◆ Data provided:
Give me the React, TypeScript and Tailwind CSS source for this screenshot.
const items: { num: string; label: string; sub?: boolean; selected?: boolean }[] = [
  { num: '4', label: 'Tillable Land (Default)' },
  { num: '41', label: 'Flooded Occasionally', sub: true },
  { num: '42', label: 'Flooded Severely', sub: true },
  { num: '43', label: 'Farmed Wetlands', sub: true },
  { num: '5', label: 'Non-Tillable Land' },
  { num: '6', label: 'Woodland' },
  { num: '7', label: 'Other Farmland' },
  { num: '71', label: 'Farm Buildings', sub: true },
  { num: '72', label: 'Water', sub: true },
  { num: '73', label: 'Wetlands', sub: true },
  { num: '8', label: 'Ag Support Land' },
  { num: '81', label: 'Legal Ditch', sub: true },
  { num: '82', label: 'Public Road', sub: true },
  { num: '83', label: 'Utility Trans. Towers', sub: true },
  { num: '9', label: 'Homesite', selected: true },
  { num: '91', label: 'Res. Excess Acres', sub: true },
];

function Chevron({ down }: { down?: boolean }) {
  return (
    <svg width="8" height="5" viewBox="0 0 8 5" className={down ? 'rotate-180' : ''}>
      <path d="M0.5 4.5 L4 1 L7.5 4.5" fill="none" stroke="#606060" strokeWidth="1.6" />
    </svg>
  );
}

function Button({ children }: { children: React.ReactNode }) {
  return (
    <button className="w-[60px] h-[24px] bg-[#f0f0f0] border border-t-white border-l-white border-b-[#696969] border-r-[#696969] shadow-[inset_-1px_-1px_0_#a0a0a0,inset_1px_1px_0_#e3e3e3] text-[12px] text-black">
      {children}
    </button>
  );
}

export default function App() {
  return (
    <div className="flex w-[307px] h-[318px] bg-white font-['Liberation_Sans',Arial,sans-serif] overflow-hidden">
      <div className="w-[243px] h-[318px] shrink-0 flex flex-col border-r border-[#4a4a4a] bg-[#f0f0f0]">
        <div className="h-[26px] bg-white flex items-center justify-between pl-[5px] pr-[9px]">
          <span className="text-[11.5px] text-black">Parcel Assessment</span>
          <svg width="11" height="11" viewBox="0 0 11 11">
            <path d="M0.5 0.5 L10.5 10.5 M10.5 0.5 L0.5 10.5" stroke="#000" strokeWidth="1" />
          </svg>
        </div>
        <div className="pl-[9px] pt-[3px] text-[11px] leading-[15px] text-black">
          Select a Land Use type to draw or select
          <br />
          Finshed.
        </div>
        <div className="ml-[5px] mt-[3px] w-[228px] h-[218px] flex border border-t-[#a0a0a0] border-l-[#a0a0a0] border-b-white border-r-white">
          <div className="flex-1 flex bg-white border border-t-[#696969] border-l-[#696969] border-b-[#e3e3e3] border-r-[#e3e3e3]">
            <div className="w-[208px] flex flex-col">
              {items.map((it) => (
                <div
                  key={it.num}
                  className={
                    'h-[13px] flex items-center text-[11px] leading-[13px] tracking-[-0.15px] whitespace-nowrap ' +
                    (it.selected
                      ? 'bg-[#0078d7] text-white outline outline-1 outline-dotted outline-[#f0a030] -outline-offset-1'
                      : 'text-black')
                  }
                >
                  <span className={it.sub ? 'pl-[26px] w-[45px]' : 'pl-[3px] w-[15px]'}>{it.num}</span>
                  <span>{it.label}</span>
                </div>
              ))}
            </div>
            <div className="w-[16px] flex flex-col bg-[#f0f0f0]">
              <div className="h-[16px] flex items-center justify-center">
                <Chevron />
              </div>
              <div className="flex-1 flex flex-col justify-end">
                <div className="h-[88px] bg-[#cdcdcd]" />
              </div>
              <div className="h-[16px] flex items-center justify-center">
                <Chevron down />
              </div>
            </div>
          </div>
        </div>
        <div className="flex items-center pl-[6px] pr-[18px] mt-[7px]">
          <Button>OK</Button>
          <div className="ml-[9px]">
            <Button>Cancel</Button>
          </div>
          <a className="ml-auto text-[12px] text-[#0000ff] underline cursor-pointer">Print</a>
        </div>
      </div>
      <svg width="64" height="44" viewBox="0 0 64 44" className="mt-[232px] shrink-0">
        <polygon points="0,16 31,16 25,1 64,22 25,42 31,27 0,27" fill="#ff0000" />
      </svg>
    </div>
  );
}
---
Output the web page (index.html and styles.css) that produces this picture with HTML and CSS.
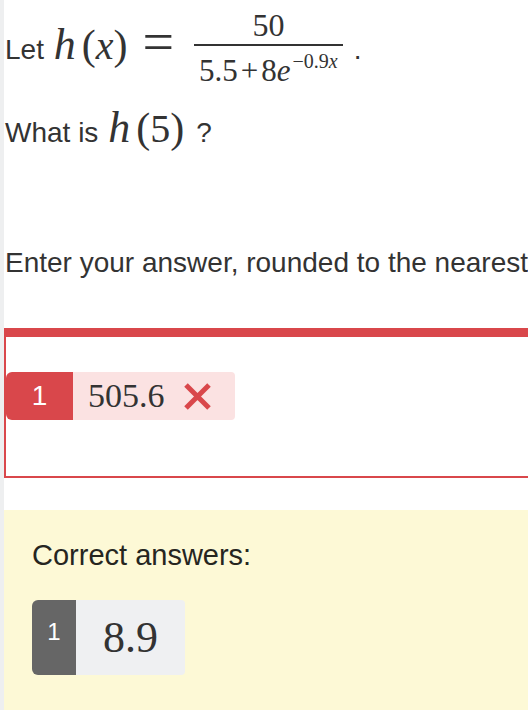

◆ What is needed: Answer with one number only: how many lines above contain the word "React".

◆ Exercise output: 2